Because of the increasing demand on the rental market, the last few years we have seen rents that are climbing and occupancy rates remaining high. Nationwide rental statistics recently released by Axiometrics Inc. revealed that rental prices rose 5.16% in 2011 and 5.17% in 2012. The single family rental market demand has expanded by 16% since 2007. Axiometrics predicts an additional 1.7 million new renter households between now and 2015. We are seeing these trends play out in our local business. As an aggressive property management company, we are seeing average length of vacancy of only 3 to 5 days. We also work with seemingly desperate relocation tenants that need to move and are renting homes sight unseen over the phone. These are professionals who are relocating to take employment in our slowly improving local economy. They often transition into buyers that purchase a home.
Rent or Buy?
Because of all time low interest rates and home prices that have risen more slowly than rents, buying is now cheaper than renting in many markets. A survey by Trulia.com states that, on average, owning a home is as much as 45% cheaper in the 100 largest U.S. metro areas than renting. We see this every day in the rental homes we manage that are priced under $350,000. At current mortgage rates the mortgage payment would be less than the monthly rent payment. On homes priced above $350,000 that is not necessarily true: the rental price of the home is less than the mortgage. In Jacksonville, a nice $300,000 home would rent for around $1500 month and if you had 100% financing, one would pay around $1,480 month in mortgage payments. In West Medford, a little 3 bedroom/1 bath cottage would rent for $1,000 a month. It would sell for $100,000, but the mortgage payment would be about $500 a month. So owning can cost far less than renting, while also providing tax breaks and possible appreciation benefits.
Lending
Many are surprised to learn that even after the mortgage meltdown there is still a huge range of loan products available, including low- to no-down payment options. There is a USDA rural loan that can be used in most areas of Jackson County, except the cities of Medford and some areas of Central Point. This loan requires very little to no down payment, and can be used to purchase a home. Another loan from FHA requires less that 4% down. If you are a veteran there is a great VA loan requiring nothing down. In conjunction with using these low down payment loans, one can also ask for seller credit for most, if not all, of the closing cost.

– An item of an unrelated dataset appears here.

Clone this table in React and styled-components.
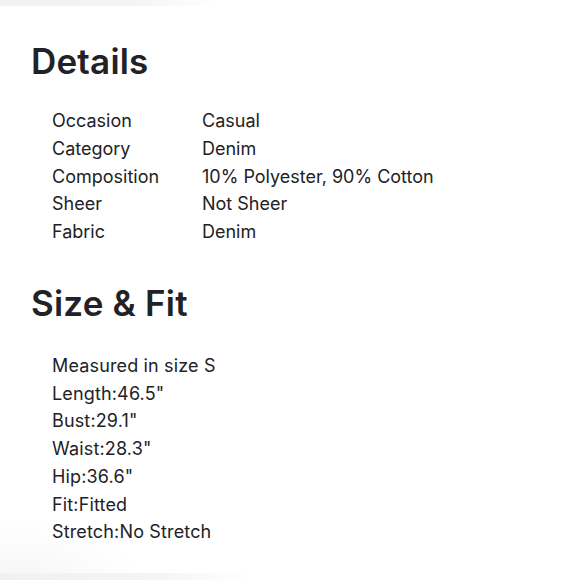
import React from 'react';
import styled, { createGlobalStyle } from 'styled-components';

const GlobalStyle = createGlobalStyle`
    html, body {
        margin: 0;
        padding: 0;
        background: #ffffff;
    }
    body {
        font-family: Inter, "Noto Sans", "DejaVu Sans", sans-serif;
        color: #222226;
    }
`;

const details = [
    { label: "Occasion", value: "Casual" },
    { label: "Category", value: "Denim" },
    { label: "Composition", value: "10% Polyester, 90% Cotton" },
    { label: "Sheer", value: "Not Sheer" },
    { label: "Fabric", value: "Denim" },
];

const measures = [
    "Measured in size S",
    "Length:46.5\"",
    "Bust:29.1\"",
    "Waist:28.3\"",
    "Hip:36.6\"",
    "Fit:Fitted",
    "Stretch:No Stretch",
];

const Page = styled.div`
    position: relative;
    width: 580px;
    height: 580px;
    overflow: hidden;
    background: radial-gradient(ellipse 120px 60px at 20px 580px, #f6f6f6, rgba(255,255,255,0));
    display: flex;
    flex-direction: column;
`;

const Strip = styled.div`
    height: ${p => p.$height}px;
    width: 100%;
    flex-shrink: 0;
    background: linear-gradient(90deg, #f1f1f1 0px, #f4f4f4 ${p => p.$fade * 0.6}px, #ffffff ${p => p.$fade}px);
`;

const Content = styled.div`
    flex: 1;
    padding: 0 0 0 31px;
`;

const Heading = styled.h2`
    margin: ${p => p.$top}px 0 0 0;
    font-size: 35px;
    line-height: 40px;
    font-weight: 600;
    color: #222226;
    letter-spacing: 0.2px;
`;

const Table = styled.div`
    margin: 26px 0 0 21px;
    display: grid;
    grid-template-columns: 150px auto;
    grid-auto-rows: 27.75px;
    font-size: 18px;
    line-height: 27.75px;
`;

const Cell = styled.div`
    white-space: nowrap;
`;

const List = styled.div`
    margin: 29px 0 0 21px;
    display: flex;
    flex-direction: column;
    font-size: 18px;
    line-height: 27.75px;
    letter-spacing: 0.15px;
`;

const Spacer = styled.div`
    flex: 1;
`;

export default function App() {
    return (
        <Page>
            <GlobalStyle />
            <Strip $height={6} $fade={220} />
            <Content>
                <Heading $top={35}>Details</Heading>
                <Table>
                    {details.map((row, index) => (
                        <React.Fragment key={index}>
                            <Cell>{row.label}</Cell>
                            <Cell>{row.value}</Cell>
                        </React.Fragment>
                    ))}
                </Table>
                <Heading $top={37}>Size &amp; Fit</Heading>
                <List>
                    {measures.map((line, index) => (
                        <Cell key={index}>{line}</Cell>
                    ))}
                </List>
            </Content>
            <Spacer />
            <Strip $height={7} $fade={250} />
        </Page>
    );
}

So, from a purely numbers standpoint, right now it makes more sense to buy rather than rent, except in high-end homes. There are two catches. First, you have to qualify for a mortgage, which many not be easy for those drowning in credit card debt, student loans or those with credit score below the mid 600’s. Second, you need money for a down payment and closing cost, which, for most, is the difficult part (see the Side Bar for ideas for securing a down payment). If you can come up with the down payment, have a credit score of mid-600’s or higher, and are currently renting a home valued less than $350,000 you could probably own the home for less!
(Side Bar)
How to Secure the Down Payment
The biggest challenge in buying a home will almost certainly be securing your down payment and closing costs. Whether you are trying to scrape up the 3.5% down for an FHA loan or you are planning to put down a full 20% to avoid paying PMI (principal mortgage insurance), saving for a down payment might be the largest savings endeavor you ever undertake.
But it can be done. If you look at it as a challenge instead of a slow deprivation-driven chore, you could own a home! Here are some creative ideas for where to find a down payment:
- Cut Your Budget’s Biggest Line Items. This is where you may spend the most money, and offer the biggest chance for big savings.
- Move home or to a less expensive rental
- Go from two cars to one car
- Eliminate meals out
- Cancel your cable TV and put up a digital antenna
- Eliminate Your Vices. Some indulgences are expensive. By eliminating them, you save money. You might even improve your health.
- Stop smoking
- Drink less alcohol
- Cook at home rather than dine in restaurants
- Stop recreational shopping and curb your impulse spending
- Make coffee at home and skip expensive coffee shops
- Sell your stuff. Your garage is full of valuable stuff that you seldom use. Clear it out and make some extra cash. Here are some examples of things you may consider selling:
- ATV’s, snowmobiles, jet skis, motorcycles, boats, extra cars
- Clothes, shoes, handbags
- Supplies and equipment for hobbies you’re no longer interested in
- Workout equipment that is never used
- Furniture and antiques
- Electronics, CD’s, books, TV’s, Computers, old smart phones
- Rent your stuff for income
- Sites like www.gettaround.com and www.zimride.com, allow you to rent out your extra seat on a trip, rent your vehicle, your boat, your motorcycle etc. to earn extra income.
- Market Your Skills and Time
- Spend your off time, evenings and weekends leveraging your professional skills or personal hobbies. Earn extra income by providing technical support, car detailing, bookkeeping, babysitting, sewing, house cleaning, dog walking or whatever you are skilled at.
- Your Family
- If you are fortunate enough to have friends or family that can gift you money towards a down payment, this is an allowable source of down payment by the lender. You can make your case by asking for cash in lieu of gifts for weddings, a new baby, birthday(s) or graduations. This gift may even be tax deductable for the giver.
- Your Employer (401K)
- A common way to raise money for a down payment is from you 401K program at work. Many first time home buyers turn to their 401K retirement plans and borrow the money from their own retirement savings to be used as a down payment. Just talk with your HR department before you act so you know what to expect.
So if you are determined to save money for a down payment to purchase a home, be creative and you can be on your way to becoming a new homeowner.